In Part One of this research post, we highlighted and discussed the many geopolitical and economic factors that are driving the market price volatility over the past 30+ days in addition to highlighting some of the key elements/factors of the next 15+ days that may continue to drive market volatility higher.  The three key elements we discussed were the US Presidential Elections, the European Elections (European Union Elections) and the US/China Trade Discussions.  Each of these components is big enough to reflect many trillions of dollars in economic output and, individually, each of these components could drive increased price volatility over the next 30+ days.  Combined, should these events somehow combine into a massive disruption event, they could break the backbone of the global markets in such a way that many investors are simply not prepared to discuss or trade.

In our opinion, there are a number of elements to the unfolding global market economics that play into our future expectations.  China becomes one of the biggest unknowns simply because we believe the best information we have at the moment is shaded and hidden in terms of true values.  Let’s take a minute to discuss a few of them…

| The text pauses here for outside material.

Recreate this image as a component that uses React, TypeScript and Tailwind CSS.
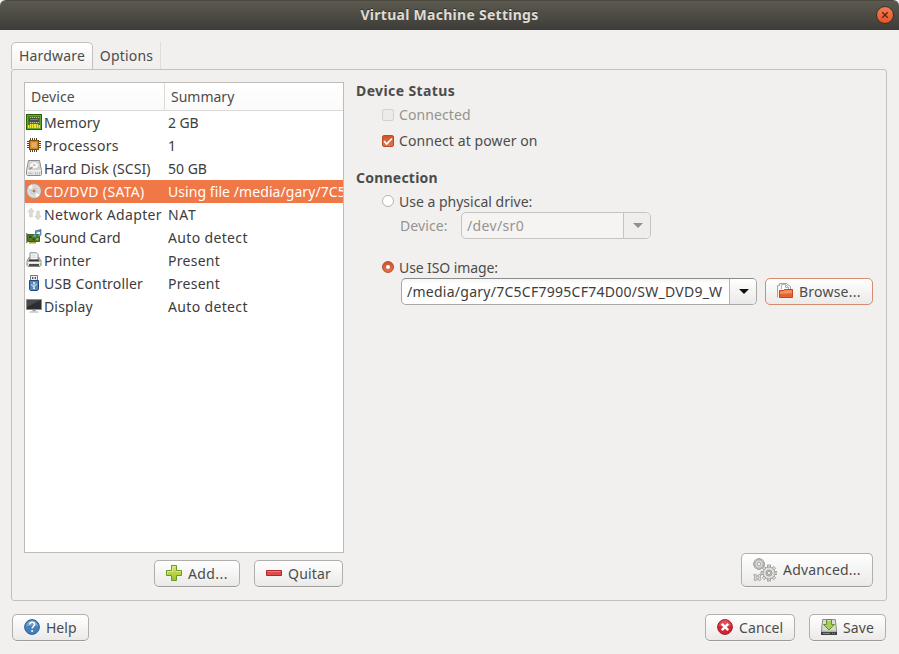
import React from 'react';

const buttonFace =
  'flex items-center gap-[6px] rounded-[5px] border bg-linear-to-b from-white to-[#ebeae9] pl-[11px] whitespace-nowrap';
const buttonBase = `${buttonFace} h-[27px] border-[#b1afac] border-b-[#9d9b98] shadow-[0_1px_0_#f8f8f7] [&>svg]:mb-px`;

function MemoryIcon() {
  return (
    <svg width="16" height="16" viewBox="0 0 16 16" shapeRendering="crispEdges">
      <rect width="16" height="16" fill="#2c6105" />
      <rect x="1" y="1" width="14" height="14" fill="#63a82a" />
      <rect x="2" y="2" width="12" height="12" fill="#47801a" />
      <path d="M4 3h1v6H4zM6 3h1v6H6zM8 3h1v6H8zM10 3h1v6h-1zM12 3h1v6h-1z" fill="#c1c5b8" />
      <rect x="3" y="4" width="10" height="4" fill="#4b4f46" />
      <path d="M4 5h8v1H4z" fill="#7e8278" />
      <path d="M2 11h1v3H2zM4 10h1v4H4zM6 10h1v4H6zM8 10h2v4H8zM11 10h1v4h-1zM13 11h1v3h-1z" fill="#f0e530" />
      <path d="M3 11h1v3H3zM5 10h1v4H5zM7 10h1v4H7zM10 10h1v4h-1zM12 11h1v3h-1z" fill="#b9ae17" />
    </svg>
  );
}

function ProcessorIcon() {
  return (
    <svg width="16" height="16" viewBox="0 0 16 16" shapeRendering="crispEdges">
      <path d="M4 1h1v14H4zM6 1h1v14H6zM8 1h1v14H8zM10 1h1v14h-1zM1 4h14v1H1zM1 6h14v1H1zM1 8h14v1H1zM1 10h14v1H1z" fill="#4f4631" />
      <rect x="3" y="3" width="10" height="10" fill="#854904" />
      <rect x="4" y="4" width="8" height="8" fill="#cf8424" />
      <rect x="5" y="5" width="6" height="6" fill="#dfa14b" />
      <rect x="6" y="6" width="4" height="4" fill="#e5ad5e" />
    </svg>
  );
}

function DiskIcon() {
  return (
    <svg width="16" height="16" viewBox="0 0 16 16">
      <path d="M2.5.5h11l2 10v4.2l-.8.8H1.3l-.8-.8v-4.2z" fill="#e4e4e2" stroke="#8b8b89" />
      <path d="M3.2 1.3h9.6l1.7 8.5h-13z" fill="#cfcfcd" />
      <ellipse cx="8.2" cy="5.3" rx="4.8" ry="3.6" fill="#f5f5f4" stroke="#b5b5b3" strokeWidth=".6" />
      <ellipse cx="8.2" cy="5.1" rx="1.3" ry=".9" fill="#b5b5b3" />
      <path d="M3.5 9.3 6.5 7" stroke="#8a8a88" strokeWidth="1.1" />
      <path d="M1 10.8h14" stroke="#f4f4f3" />
      <path d="M2.5 13.3h4M9.5 12.3v2M11.5 12.3v2M13.5 12.3v2" stroke="#a5a4a1" strokeWidth=".8" />
    </svg>
  );
}

function DiscIcon() {
  return (
    <svg width="16" height="16" viewBox="0 0 16 16">
      <circle cx="8" cy="8" r="7.4" fill="#d9d9d7" stroke="#a08e85" strokeWidth=".8" />
      <path d="M8 8 2.2 4.2A7 7 0 0 1 5.6 1.5zM8 8l5.8 3.8A7 7 0 0 1 10.4 14.5z" fill="#f8f8f7" />
      <circle cx="8" cy="8" r="2.9" fill="#e9e9e7" stroke="#bcbcba" strokeWidth=".7" />
      <circle cx="8" cy="8" r="1.3" fill="#e07a50" stroke="#8d7b72" strokeWidth=".6" />
    </svg>
  );
}

function NetworkIcon() {
  return (
    <svg width="16" height="16" viewBox="0 0 16 16">
      <path d="M5 2 1.7 6H3.6v5h2.8V6h1.9zM10.6 5h2.8v5h1.9L12 14 8.7 10h1.9z" fill="#dcdad5" stroke="#cecbc5" strokeWidth=".5" />
    </svg>
  );
}

function SoundIcon() {
  return (
    <svg width="16" height="16" viewBox="0 0 16 16">
      <path d="M0 4h1.5v10H0z" fill="#8b8f84" />
      <path d="M1.5 5.5h12v7h-12z" fill="#4d7c24" stroke="#3b641b" />
      <path d="M3 13h7v1.5H3z" fill="#b5a02f" />
      <path d="M3 7h2.5v2H3zM6.5 9.5H9v1.8H6.5z" fill="#2f4a1c" />
      <circle cx="11.3" cy="10.3" r="1.1" fill="#9cb681" />
      <path d="M9.7 6.5V2l5-1.2v5" fill="none" stroke="#4a7fa8" strokeWidth="1.3" />
      <path d="M9.5 3.4l5-1.2" stroke="#4a7fa8" />
      <ellipse cx="8.6" cy="6.8" rx="1.7" ry="1.2" fill="#6b9abd" />
      <ellipse cx="13.7" cy="6" rx="1.7" ry="1.2" fill="#6b9abd" />
    </svg>
  );
}

function PrinterIcon() {
  return (
    <svg width="16" height="16" viewBox="0 0 16 16">
      <path d="m1 9 2-3.5h10L15 9v4.5l-1 1H2l-1-1z" fill="#e2e2de" stroke="#7d7d79" strokeWidth=".9" />
      <path d="M4 8V.8h6.5L12 2.3V8z" fill="#fbfbfb" stroke="#7f7f7f" strokeWidth=".9" />
      <path d="M5.3 3.2h4.5M5.3 5.2h5" stroke="#c6c6c6" strokeWidth=".8" />
      <path d="M3 7.5h10l.7 2H2.3z" fill="#3d3d3a" />
      <path d="M1.5 10.5h13" stroke="#f6f6f4" />
      <path d="M3 12h10v2H3z" fill="#4c4c49" />
    </svg>
  );
}

function UsbIcon() {
  return (
    <svg width="16" height="16" viewBox="0 0 16 16">
      <path d="M4.5.5h7v5h-7z" fill="#ececea" stroke="#777" />
      <path d="M6 2h1.3v2H6zM8.7 2H10v2H8.7z" fill="#555" />
      <path d="M3.5 5.5h9v9l-1 1h-7l-1-1z" fill="#5485b9" stroke="#204a87" />
      <path d="M8 13.5V7.5M8 12 5.8 10.5V9M8 11.5l2.2-1.5V8.5" fill="none" stroke="#f1f6fb" strokeWidth=".8" />
      <path d="m6.8 8.5L8 6.5l1.2 2z" fill="#fff" />
      <circle cx="8" cy="13.3" r=".9" fill="#fff" />
    </svg>
  );
}

function DisplayIcon() {
  return (
    <svg width="16" height="16" viewBox="0 0 16 16">
      <path d="M.5 1.5h15v10H.5z" fill="#2c2e2f" stroke="#8b8b88" />
      <path d="M1 2h14L1 9z" fill="#47494b" />
      <path d="M6.5 12h3v1.5h-3z" fill="#999" />
      <path d="M4 13.3h8l.7 1.5H3.3z" fill="#c5c5c1" />
    </svg>
  );
}

const devices = [
  { name: 'Memory', summary: '2 GB', icon: MemoryIcon, nameTracking: 'tracking-[0.15px]', summaryTracking: 'tracking-[-0.1px]' },
  { name: 'Processors', summary: '1', icon: ProcessorIcon, nameTracking: 'tracking-[0.35px]', summaryTracking: '' },
  { name: 'Hard Disk (SCSI)', summary: '50 GB', icon: DiskIcon, nameTracking: 'tracking-[0.1px]', summaryTracking: '' },
  { name: 'CD/DVD (SATA)', summary: 'Using file /media/gary/7C5', icon: DiscIcon, nameTracking: 'tracking-[0.32px]', summaryTracking: 'tracking-[0.07px]', selected: true },
  { name: 'Network Adapter', summary: 'NAT', icon: NetworkIcon, nameTracking: 'tracking-[0.35px]', summaryTracking: 'tracking-[0.7px]' },
  { name: 'Sound Card', summary: 'Auto detect', icon: SoundIcon, nameTracking: '', summaryTracking: 'tracking-[0.35px]' },
  { name: 'Printer', summary: 'Present', icon: PrinterIcon, nameTracking: 'tracking-[0.25px]', summaryTracking: 'tracking-[0.28px]' },
  { name: 'USB Controller', summary: 'Present', icon: UsbIcon, nameTracking: 'tracking-[0.18px]', summaryTracking: 'tracking-[0.28px]' },
  { name: 'Display', summary: 'Auto detect', icon: DisplayIcon, nameTracking: 'tracking-[0.15px]', summaryTracking: 'tracking-[0.35px]' },
];

function AddIcon() {
  return (
    <svg width="16" height="16" viewBox="0 0 16 16">
      <defs>
        <linearGradient id="add" x1="0" y1="0" x2="0" y2="1"><stop stopColor="#d8e86b" /><stop offset="1" stopColor="#a2bd2b" /></linearGradient>
      </defs>
      <path d="M5.5.5h5v5h5v5h-5v5h-5v-5h-5v-5h5z" fill="url(#add)" stroke="#669b26" />
      <path d="M6.5 6.5v-5h3M1.5 9V6.5h5M10.5 6.5h4" fill="none" stroke="#e3ed9b" strokeWidth=".8" />
    </svg>
  );
}

function RemoveIcon() {
  return (
    <svg width="16" height="16" viewBox="0 0 16 16">
      <path d="M.5 5.5h15v5H.5z" fill="#dd4c4c" stroke="#b0272c" />
      <path d="M1.5 6.5h13" stroke="#e87f7f" />
    </svg>
  );
}

function GearsIcon() {
  const teeth = [0, 45, 90, 135, 180, 225, 270, 315];
  return (
    <svg width="24" height="24" viewBox="0 0 24 24">
      <g fill="#dededc" stroke="#949492" strokeWidth=".8">
        {teeth.map((a) => <rect key={a} x="4.7" y=".6" width="2.6" height="3" transform={`rotate(${a} 6 6)`} />)}
        <circle cx="6" cy="6" r="4.2" />
        <circle cx="6" cy="6" r="1.8" fill="#f4f4f3" />
        {teeth.map((a) => <rect key={a} x="14.6" y="7" width="2.8" height="3.5" transform={`rotate(${a} 16 15)`} />)}
        <circle cx="16" cy="15" r="6" />
        <circle cx="16" cy="15" r="3" fill="#c9c9c7" />
        <circle cx="16" cy="15" r="1.6" fill="#f4f4f3" />
        <path d="m.8 16.8 1.6-.5 1.2 1h1.6l1.3-1 1.4.7-.6 1.6v1.7l.6 1.5-1.2.9-1.5-.9H3.6l-1.5.9-1.2-.9.7-1.5v-1.9z" />
        <circle cx="4.4" cy="19.5" r="1.2" fill="#f4f4f3" />
      </g>
    </svg>
  );
}

function BrowseIcon() {
  return (
    <svg width="16" height="16" viewBox="0 0 16 16">
      <path d="M.5 14.5V2.5h2v-2h7l4 3v7" fill="#f5f5f3" stroke="#a5a5a3" />
      <path d="M4.5 6V1.5h4l3 3V7M8.5 1.5v3h3" fill="#fff" stroke="#a5a5a3" strokeWidth=".8" />
      <path d="M2.5 14.5v-7h4l1-1h8v8z" fill="#e8602a" stroke="#c8461a" />
      <path d="M3.2 8.3h3.6l1-1h7v3L3.2 11z" fill="#f09367" />
    </svg>
  );
}

function HelpIcon() {
  return (
    <svg width="16" height="16" viewBox="0 0 16 16">
      <circle cx="8" cy="8" r="7.4" fill="#4480b8" stroke="#29659b" />
      <path d="M2 7.5a6 6 0 0 1 12 0c-3-1.3-8-1.3-12 0z" fill="#72a0ca" />
      <path d="M5.6 5.6c0-3.1 5-2.9 5-.1 0 1.8-2.5 1.9-2.5 4.1" fill="none" stroke="#fff" strokeWidth="1.5" />
      <circle cx="8.1" cy="12" r="1" fill="#fff" />
    </svg>
  );
}

function CancelIcon() {
  return (
    <svg width="16" height="16" viewBox="0 0 16 16">
      <circle cx="8" cy="8" r="7.4" fill="#d02531" stroke="#a91a24" />
      <path d="M2 7a6 6 0 0 1 12 0c-3 1-8 1-12 0z" fill="#df5059" />
      <path d="m4.8 4.8 6.4 6.4M11.2 4.8l-6.4 6.4" stroke="#fff" strokeWidth="2.5" />
    </svg>
  );
}

function SaveIcon() {
  return (
    <svg width="16" height="16" viewBox="0 0 16 16">
      <path d="M1.7.5h12.6l1.2 10.5v4.5H.5V11z" fill="#d9d9d6" stroke="#8d8d89" />
      <path d="M1 11.5h14V13H1z" fill="#b4b5b1" />
      <path d="M0 13h16v3H0z" fill="#3f413d" />
      <path d="M2 14.4h7M11 14.4h1M13 14.4h1" stroke="#8f928b" />
      <path d="M5.5.5h5v5h3L8 11 2.5 5.5h3z" fill="#a9cc5b" stroke="#61912a" />
      <path d="M6.5 1.5h3" stroke="#d6e9ad" />
    </svg>
  );
}

export default function App() {
  return (
    <div className="flex h-[654px] w-[899px] flex-col overflow-hidden bg-[#f1f0ee] font-['Noto_Sans','Open_Sans',sans-serif] text-[14px] leading-[20px] text-[#4c4c4c]">
      <header className="grid h-[30px] shrink-0 grid-cols-[30px_1fr_30px] items-center rounded-t-[6px] border-t border-[#4b493f] bg-linear-to-b from-[#5c5a4f] to-[#3d3c38]">
        <span />
        <h1 className="-mt-[2px] text-center text-[14px] font-bold tracking-[0.27px] text-[#dfdbd2] [text-shadow:0_-1px_0_#302f2b]">Virtual Machine Settings</h1>
        <button aria-label="Close" className="-mt-px ml-[7px] flex size-[18px] items-center justify-center rounded-full border border-[#34332e] bg-linear-to-b from-[#f47b55] to-[#e95420]">
          <svg width="8" height="8" viewBox="0 0 8 8"><path d="m1.2 1.2 5.6 5.6M6.8 1.2 1.2 6.8" stroke="#5b2614" strokeWidth="1.3" /></svg>
        </button>
      </header>

      <nav className="ml-[11px] mt-[12px] flex h-[27px] shrink-0 tracking-[0.2px]">
        <button className="h-[27px] w-[82px] rounded-t-[5px] border border-b-0 border-[#c3c1be] bg-linear-to-b from-white to-[#f3f2f1] text-center">Hardware</button>
        <button className="w-[68px] border-r border-[#dfddda] text-center">Options</button>
      </nav>

      <main className="mx-[11px] flex h-[532px] w-[876px] shrink-0 rounded-[3px] border border-[#c3c1be]">
        <section className="ml-[12px] mt-[12px] flex w-[320px] flex-col">
          <div className="h-[471px] w-[320px] overflow-hidden border border-[#bebcb9] bg-white">
            <div className="flex h-[28px] border-b border-[#dcdad7] bg-linear-to-b from-white to-[#fafafa]">
              <div className="w-[140px] border-r border-[#dcdad7] pl-[6px] pt-[4px] tracking-[0.1px]">Device</div>
              <div className="pl-[6px] pt-[4px]">Summary</div>
            </div>
            {devices.map(({ name, summary, icon: Icon, nameTracking, summaryTracking, selected }) => (
              <div key={name} className={`flex h-[23px] items-center whitespace-nowrap ${selected ? 'bg-[#f07746] text-white' : 'text-[#3c3c3c]'}`}>
                <span className="-mt-px ml-px mr-[2px] w-[16px] shrink-0">
                  <Icon />
                </span>
                <span className={`w-[124px] shrink-0 ${nameTracking}`}>{name}</span>
                <span className={summaryTracking}>{summary}</span>
              </div>
            ))}
          </div>
          <div className="mt-[7px] flex justify-end gap-[14px] pr-px">
            <button className={`${buttonBase} w-[86px] tracking-[0.4px]`}><AddIcon />Add...</button>
            <button className={`${buttonBase} w-[89px] tracking-[0.2px]`}><RemoveIcon />Quitar</button>
          </div>
        </section>

        <section className="ml-[12px] mt-[11px] flex w-[517px] flex-col">
          <h2 className="h-[20px] font-bold tracking-[0.38px]">Device Status</h2>
          <label className="mt-[4px] flex h-[20px] items-center pl-[26px] tracking-[0.1px] text-[#959390]">
            <span className="mr-[5px] size-[12px] rounded-[2px] border border-[#d3d1ce] bg-[#ecebe9]" />Connected
          </label>
          <label className="mt-[6px] flex h-[20px] items-center pl-[26px] tracking-[0.1px]">
            <span className="mr-[5px] flex size-[12px] items-center justify-center rounded-[2px] border border-[#b94c27] bg-linear-to-b from-[#d35327] to-[#dd7650]">
              <svg width="10" height="9" viewBox="0 0 10 9"><path d="m1 4 2.7 3L9 1.5" fill="none" stroke="#fff" strokeWidth="1.8" /></svg>
            </span>
            Connect at power on
          </label>
          <h2 className="mt-[17px] h-[20px] font-bold tracking-[0.22px]">Connection</h2>
          <label className="mt-[4px] flex h-[20px] items-center pl-[26px]">
            <span className="-mt-[2px] mr-[5px] size-[12px] rounded-full border border-[#b5b3b0] bg-white" />Use a physical drive:
          </label>
          <div className="flex h-[27px] text-[#959390]">
            <span className="ml-[44px] w-[61px] pt-[4px] tracking-[0.1px]">Device:</span>
            <div className="flex w-[190px] rounded-[5px] border border-[#c6c4c1] bg-[#f5f4f3]">
              <span className="w-[162px] border-r border-[#c6c4c1] pl-[5px] pt-[3px] tracking-[0.35px]">/dev/sr0</span>
              <span className="flex flex-1 items-center justify-center rounded-r-[4px] bg-[#efeeec] pl-px">
                <svg width="10" height="5" viewBox="0 0 10 5"><path d="M0 0h10L5 5z" fill="#92908b" /></svg>
              </span>
            </div>
          </div>
          <label className="mt-[19px] flex h-[20px] items-center pl-[26px] tracking-[-0.1px]">
            <span className="-mt-[2px] mr-[5px] flex size-[12px] items-center justify-center rounded-full border border-[#b94c27] bg-linear-to-b from-[#d0502a] to-[#dd7650]"><i className="size-[4px] rounded-full bg-white" /></span>Use ISO image:
          </label>
          <div className="ml-[45px] flex h-[27px] text-[#3c3c3c]">
            <div className="flex w-[356px] rounded-[5px] border border-[#aaa8a5] border-t-[#8e8c89] bg-linear-to-b from-[#f5f5f5] to-white to-20%">
              <span className="w-[328px] overflow-hidden whitespace-nowrap border-r border-[#b6b4b1] pl-[5px] pt-[3px] tracking-[0.26px]">/media/gary/7C5CF7995CF74D00/SW_DVD9_W</span>
              <span className="flex flex-1 items-center justify-center rounded-r-[4px] bg-linear-to-b from-white to-[#ebeae9] pl-px">
                <svg width="10" height="5" viewBox="0 0 10 5"><path d="M0 0h10L5 5z" fill="#111" /></svg>
              </span>
            </div>
            <button className={`${buttonFace} ml-[8px] w-[108px] border-[#d78b70] tracking-[0.22px] text-[#4c4c4c] [&>svg]:mb-px`}><BrowseIcon />Browse...</button>
          </div>
          <button className={`${buttonFace} mb-[13px] mt-auto h-[34px] w-[132px] self-end border-[#b1afac] border-b-[#9d9b98] tracking-[0.18px] shadow-[0_1px_0_#f8f8f7]`}><GearsIcon />Advanced...</button>
        </section>
      </main>

      <footer className="mt-[13px] flex px-[12px]">
        <button className={`${buttonBase} w-[77px]`}><HelpIcon />Help</button>
        <div className="ml-auto mr-px flex gap-[14px]">
          <button className={`${buttonBase} w-[90px] tracking-[0.1px]`}><CancelIcon />Cancel</button>
          <button className={`${buttonBase} w-[77px] tracking-[0.15px]`}><SaveIcon />Save</button>
        </div>
      </footer>
    </div>
  );
}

First, the currency markets are the first area that moves to protect against fears and risks (https://www.scmp.com/economy/china-economy/article/3010364/will-falling-yuan-torpedo-chinas-trade-talks-us).  The FOREX ratios operate as an immediate hedge against debt, credit and future expectations.  The recent decline of the Chinese Yuan represents a massive danger for the Chinese government.  Not only does this create an issue for the population of China, seeing their purchasing power diminish, but it also creates a debt servicing issue for business, corporations, and government on a massive scale.  Servicing their foreign debts just became much more expensive as the Yuan value decreases compared for other foreign currency levels.